The Memorial of Charles Parsons, Independent Minister

Near the wall of the churchyard adjacent to the HSBC bank, roughly equidistant from the gate and the church door, is a stone which commemorates Charles Parsons. He died in 1803 aged 68, “for many years Preacher of the Gospel at Little Kineton Chapel”. If you catch it in the right light, it is easy to read (though on a dull day almost illegible).


Amazingly, Charles Parsons provides a tenuous link between William Wilberforce and Kineton vicar (William Talbot vicar from 1717 until 1774), and the Independent Chapel in Little Kineton. The chapel was pulled down in the 1980s, and nothing remains of it except, possibly, the iron gate in the railings at the entrance to Norton Grange. Once, it is reputed, this led to their old burial ground.


Charles is said to have had a dramatic conversion to Christianity.


He would make mention of to his friends, that when a farmer’s servant, and but a boy, he was melted down, while at his work in the fields, under a sense of the love of God in sending his son into the world to save sinners. These reflections led him to retire under the branches of a spreading tree, and pour out his soul to God in prayer…”


He spent the first half of his life as a servant, first with William Talbot, the evangelical vicar of Kineton who was here from 1717 to 1774, and then with William Wilberforce, uncle of the campaigner for the abolition of the slave trade. While with the Wilberforce family he helped conduct their daily worship and Mrs Wilberforce is quoted as prophesying “Charles, when I am dead, you will go into your own country and preach the gospel to the poor.”


That prophesy came true in 1780 when Charles was 55. The vicar who followed William Talbot was “inimical to evangelical doctrine”, and led the parish away from the informal style of services that Talbot had introduced. Some of the congregation were unhappy with the way things were going, so they invited Charles Parsons back to Kineton to preach to them. His services were so popular that he was persuaded to return to live in the village.


During the 1790s a chapel was built at Little Kineton in which he preached twice every Sunday but “seldom at an hour when divine service was at the church, lest it might be construed into opposition” and because both he and his congregation “were all partial to the prayers of the Established church, where they continued to hold communion.” The independent church continued until 1895, and the building was not demolished until the cottages in Little Kineton were built.


Charles Parsons, though, as his tombstone says, died suddenly in 1803. He left his house one morning to attend the sale of a deceased clergyman’s library, where he hoped to buy some useful books to give away in the village. The sale had still not ended when he needed to return to Kineton, so he gave the catalogue into the hand of a friend; asking him to bid for further lots. Suddenly, “in the act of folding down the leaf, he fell, and, without sigh or struggle, instantly expired”.

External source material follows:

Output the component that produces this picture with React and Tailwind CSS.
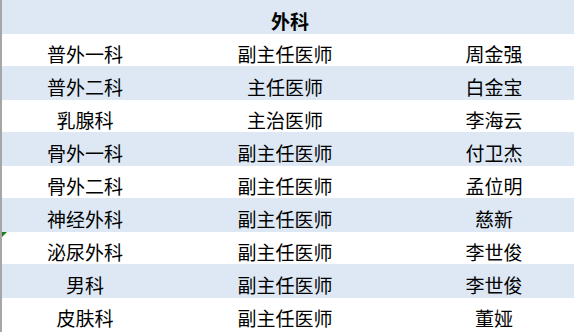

His death touched many. Some inhabitants of the village came into the room where his coffin lay, “to drop a tear upon his body before it was finally enclosed; some exclaiming “Alas, my friend!” and others, “Alas, my father!”” The sermon preached on the solemn occasion attracted many more than the chapel could hold “all of whom, even to the children, appeared during the service bathed in tears.”


He died a wealthy man, leaving well over £600. Maybe he was not a typical ‘servant’, but perhaps an educated man managing employees’ affairs. I don’t know.